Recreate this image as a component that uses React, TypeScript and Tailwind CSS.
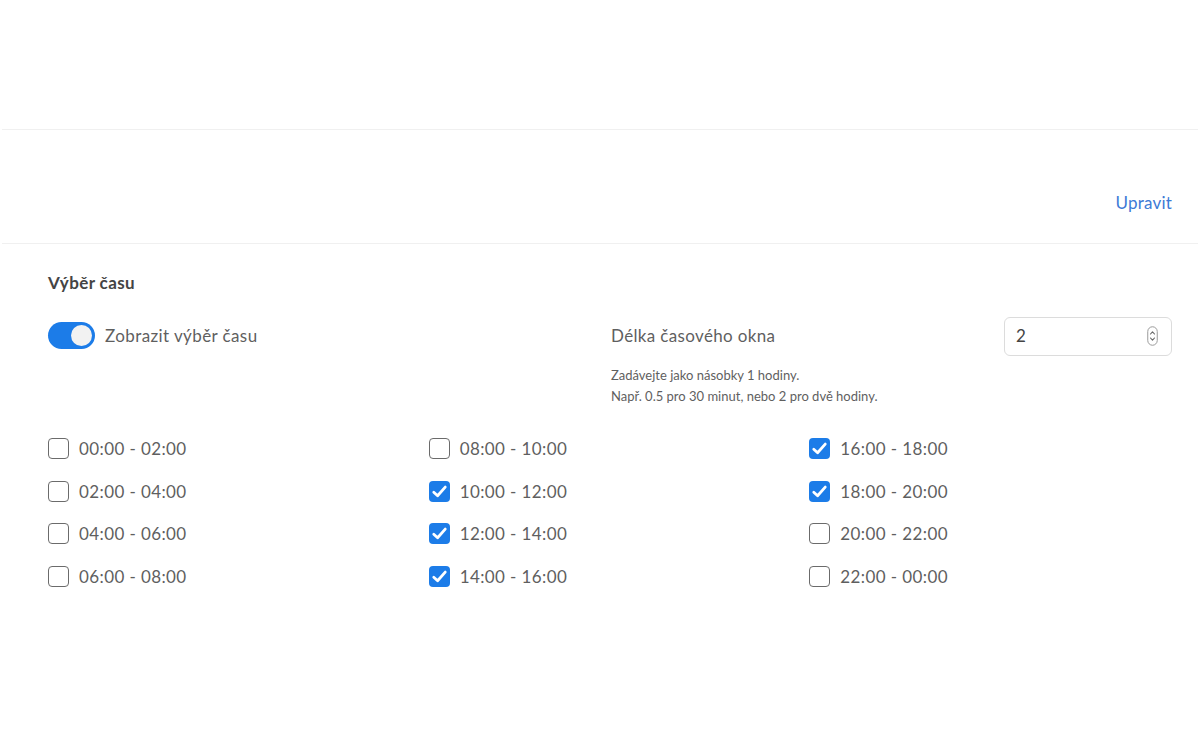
import React, { useState } from 'react';

const slots = [
  ['00:00 - 02:00', '02:00 - 04:00', '04:00 - 06:00', '06:00 - 08:00'],
  ['08:00 - 10:00', '10:00 - 12:00', '12:00 - 14:00', '14:00 - 16:00'],
  ['16:00 - 18:00', '18:00 - 20:00', '20:00 - 22:00', '22:00 - 00:00'],
];

const initialChecked = ['10:00 - 12:00', '12:00 - 14:00', '14:00 - 16:00', '16:00 - 18:00', '18:00 - 20:00'];

const Checkbox: React.FC<{ label: string; checked: boolean; onToggle: () => void }> = ({ label, checked, onToggle }) => (
  <button onClick={onToggle} className="flex items-center gap-[10px] h-[42.5px] text-left">
    {checked ? (
      <span className="w-[21px] h-[21px] rounded-[4px] bg-[#1c7ce8] flex items-center justify-center">
        <svg width="17" height="17" viewBox="0 0 16 16" fill="none">
          <path d="M2.6 8.6 L6.2 12 L13.4 3.8" stroke="white" strokeWidth="2.6" strokeLinecap="round" strokeLinejoin="round" />
        </svg>
      </span>
    ) : (
      <span className="w-[21px] h-[21px] rounded-[4px] border-[1.5px] border-[#6b6b6b] bg-white" />
    )}
    <span className="text-[17px] text-[#5f5f5f] tracking-[0.4px]">{label}</span>
  </button>
);

const App: React.FC = () => {
  const [showTime, setShowTime] = useState(true);
  const [checked, setChecked] = useState<string[]>(initialChecked);

  const toggle = (s: string) =>
    setChecked(prev => (prev.includes(s) ? prev.filter(x => x !== s) : [...prev, s]));

  return (
    <div className="w-[1200px] h-[750px] bg-white font-['Lato','Liberation_Sans',sans-serif] text-[#5f5f5f]">
      <div className="h-[129px]" />
      <div className="mx-[2px] border-t border-[#f0f0f0]" />

      {/* Header row */}
      <div className="h-[113px] flex items-end justify-end pr-[28px] pb-[28px]">
        <a className="text-[17px] text-[#3d7ad6] tracking-[0.2px] cursor-pointer">Upravit</a>
      </div>
      <div className="mx-[2px] border-t border-[#f0f0f0]" />

      <div className="pl-[48px] pr-[28px] pt-[26px]">
        <h3 className="text-[17px] font-bold text-[#444] tracking-[0.4px]">Výběr času</h3>

        <div className="grid grid-cols-[563px_1fr] mt-[21px]">
          <div className="flex items-center gap-[10px] h-[38px] self-start">
            <button
              onClick={() => setShowTime(!showTime)}
              className={`w-[47px] h-[27px] rounded-full flex items-center px-[3px] ${showTime ? 'bg-[#1c7ce8] justify-end' : 'bg-[#ccc] justify-start'}`}
            >
              <span className="w-[21px] h-[21px] rounded-full bg-[#f2f2f2]" />
            </button>
            <span className="text-[17px] tracking-[0.4px]">Zobrazit výběr času</span>
          </div>

          <div>
            <div className="flex items-center justify-between">
              <span className="text-[17px] tracking-[0.35px]">Délka časového okna</span>
              <div className="w-[168px] h-[39px] rounded-[6px] border border-[#dcdcdc] flex items-center justify-between pl-[11px] pr-[13px]">
                <span className="text-[17px] text-[#444]">2</span>
                <svg width="11" height="20" viewBox="0 0 11 20" fill="none">
                  <rect x="0.75" y="0.75" width="9.5" height="18.5" rx="4.75" stroke="#9a9a9a" strokeWidth="1" />
                  <path d="M3.5 8 L5.5 5.8 L7.5 8" stroke="#666" strokeWidth="1.1" strokeLinecap="round" strokeLinejoin="round" />
                  <path d="M3.5 12 L5.5 14.2 L7.5 12" stroke="#666" strokeWidth="1.1" strokeLinecap="round" strokeLinejoin="round" />
                </svg>
              </div>
            </div>
            <p className="mt-[9px] text-[13px] leading-[21px]">
              Zadávejte jako násobky 1 hodiny.
              <br />
              Např. 0.5 pro 30 minut, nebo 2 pro dvě hodiny.
            </p>
          </div>
        </div>

        <div className="grid grid-cols-3 gap-x-[18px] mt-[21px]">
          {slots.map((col, i) => (
            <div key={i} className="flex flex-col">
              {col.map(s => (
                <Checkbox key={s} label={s} checked={checked.includes(s)} onToggle={() => toggle(s)} />
              ))}
            </div>
          ))}
        </div>
      </div>
    </div>
  );
};

export default App;
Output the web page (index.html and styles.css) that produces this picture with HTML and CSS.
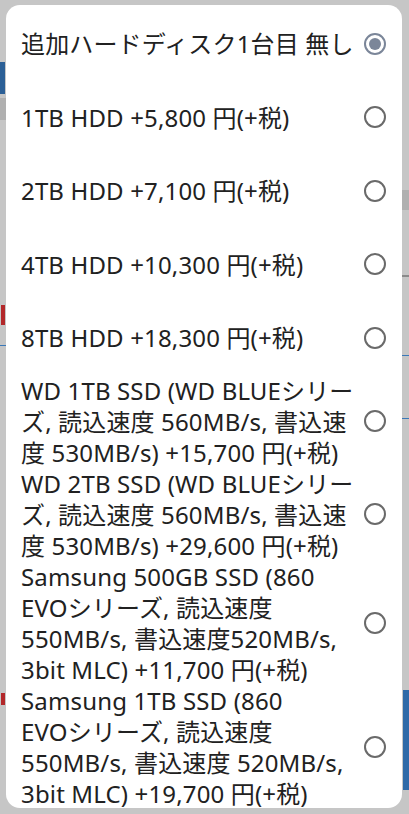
FILE: index.html
```html
<!DOCTYPE html>
<html lang="ja">
<head>
<meta charset="utf-8">
<link rel="stylesheet" href="styles.css">
</head>
<body>
<div class="dialog">
  <ul class="list">
    <li class="item"><span class="label">追加ハードディスク1台目 無し</span><span class="radio checked"></span></li>
    <li class="item"><span class="label">1TB HDD +5,800 円(+税)</span><span class="radio"></span></li>
    <li class="item"><span class="label">2TB HDD +7,100 円(+税)</span><span class="radio"></span></li>
    <li class="item"><span class="label">4TB HDD +10,300 円(+税)</span><span class="radio"></span></li>
    <li class="item"><span class="label">8TB HDD +18,300 円(+税)</span><span class="radio"></span></li>
    <li class="item"><span class="label">WD 1TB SSD (WD BLUEシリー<br>ズ, 読込速度 560MB/s, 書込速<br>度 530MB/s) +15,700 円(+税)</span><span class="radio"></span></li>
    <li class="item"><span class="label">WD 2TB SSD (WD BLUEシリー<br>ズ, 読込速度 560MB/s, 書込速<br>度 530MB/s) +29,600 円(+税)</span><span class="radio"></span></li>
    <li class="item"><span class="label">Samsung 500GB SSD (860<br>EVOシリーズ, 読込速度<br>550MB/s, 書込速度520MB/s,<br>3bit MLC) +11,700 円(+税)</span><span class="radio"></span></li>
    <li class="item"><span class="label">Samsung 1TB SSD (860<br>EVOシリーズ, 読込速度<br>550MB/s, 書込速度 520MB/s,<br>3bit MLC) +19,700 円(+税)</span><span class="radio"></span></li>
  </ul>
</div>
</body>
</html>
```
FILE: styles.css
```css
html, body {
  height: 100%;
}
body {
  margin: 0;
  padding: 5px 7px 0 6px;
  box-sizing: border-box;
  background-color: #c6c6c6;
  background-image:
    linear-gradient(#2b5f96, #2b5f96),
    linear-gradient(#b0b0b0, #b0b0b0),
    linear-gradient(#b3282a, #b3282a),
    linear-gradient(#3a78b8, #3a78b8),
    linear-gradient(#b3282a, #b3282a),
    linear-gradient(#b0b0b0, #b0b0b0),
    linear-gradient(#3a78b8, #3a78b8),
    linear-gradient(#3a78b8, #3a78b8),
    linear-gradient(#2f6aa8, #2f6aa8),
    linear-gradient(#8a8a8a, #8a8a8a);
  background-size:
    5px 32px,
    6px 22px,
    4px 20px,
    6px 1px,
    4px 12px,
    7px 20px,
    7px 1px,
    7px 1px,
    6px 100px,
    7px 2px;
  background-position:
    0 62px,
    0 98px,
    1px 305px,
    0 345px,
    1px 693px,
    402px 190px,
    402px 355px,
    402px 418px,
    403px 690px,
    402px 275px;
  background-repeat: no-repeat;
  font-family: "Noto Sans", "Noto Sans CJK JP", sans-serif;
  overflow: hidden;
}
.dialog {
  background: #ffffff;
  height: 803px;
  border-radius: 14px;
  overflow: hidden;
}
.list {
  list-style: none;
  margin: 0;
  padding: 2px 0 0 0;
}
.item {
  display: flex;
  align-items: center;
  min-height: 73.5px;
  padding-left: 15px;
}
.label {
  flex: 1;
  font-size: 24px;
  line-height: 31px;
  letter-spacing: 0.15px;
  white-space: nowrap;
  color: #212121;
}
.radio {
  flex: none;
  width: 22px;
  height: 22px;
  box-sizing: border-box;
  border: 2px solid #6a6a6a;
  border-radius: 50%;
  margin: 0 16px 0 8px;
  display: flex;
  align-items: center;
  justify-content: center;
}
.radio.checked {
  border-color: #7b8699;
}
.radio.checked::after {
  content: "";
  width: 12px;
  height: 12px;
  border-radius: 50%;
  background: #7b8699;
}
```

========================================================================

- _Stated goal_:
Up to and including the line that contains "const [checked, setChecked]", print the records above exactly from their first line, without any pictures.

- _Task solution_:
Recreate this image as a component that uses React, TypeScript and Tailwind CSS.
import React, { useState } from 'react';

const slots = [
  ['00:00 - 02:00', '02:00 - 04:00', '04:00 - 06:00', '06:00 - 08:00'],
  ['08:00 - 10:00', '10:00 - 12:00', '12:00 - 14:00', '14:00 - 16:00'],
  ['16:00 - 18:00', '18:00 - 20:00', '20:00 - 22:00', '22:00 - 00:00'],
];

const initialChecked = ['10:00 - 12:00', '12:00 - 14:00', '14:00 - 16:00', '16:00 - 18:00', '18:00 - 20:00'];

const Checkbox: React.FC<{ label: string; checked: boolean; onToggle: () => void }> = ({ label, checked, onToggle }) => (
  <button onClick={onToggle} className="flex items-center gap-[10px] h-[42.5px] text-left">
    {checked ? (
      <span className="w-[21px] h-[21px] rounded-[4px] bg-[#1c7ce8] flex items-center justify-center">
        <svg width="17" height="17" viewBox="0 0 16 16" fill="none">
          <path d="M2.6 8.6 L6.2 12 L13.4 3.8" stroke="white" strokeWidth="2.6" strokeLinecap="round" strokeLinejoin="round" />
        </svg>
      </span>
    ) : (
      <span className="w-[21px] h-[21px] rounded-[4px] border-[1.5px] border-[#6b6b6b] bg-white" />
    )}
    <span className="text-[17px] text-[#5f5f5f] tracking-[0.4px]">{label}</span>
  </button>
);

const App: React.FC = () => {
  const [showTime, setShowTime] = useState(true);
  const [checked, setChecked] = useState<string[]>(initialChecked);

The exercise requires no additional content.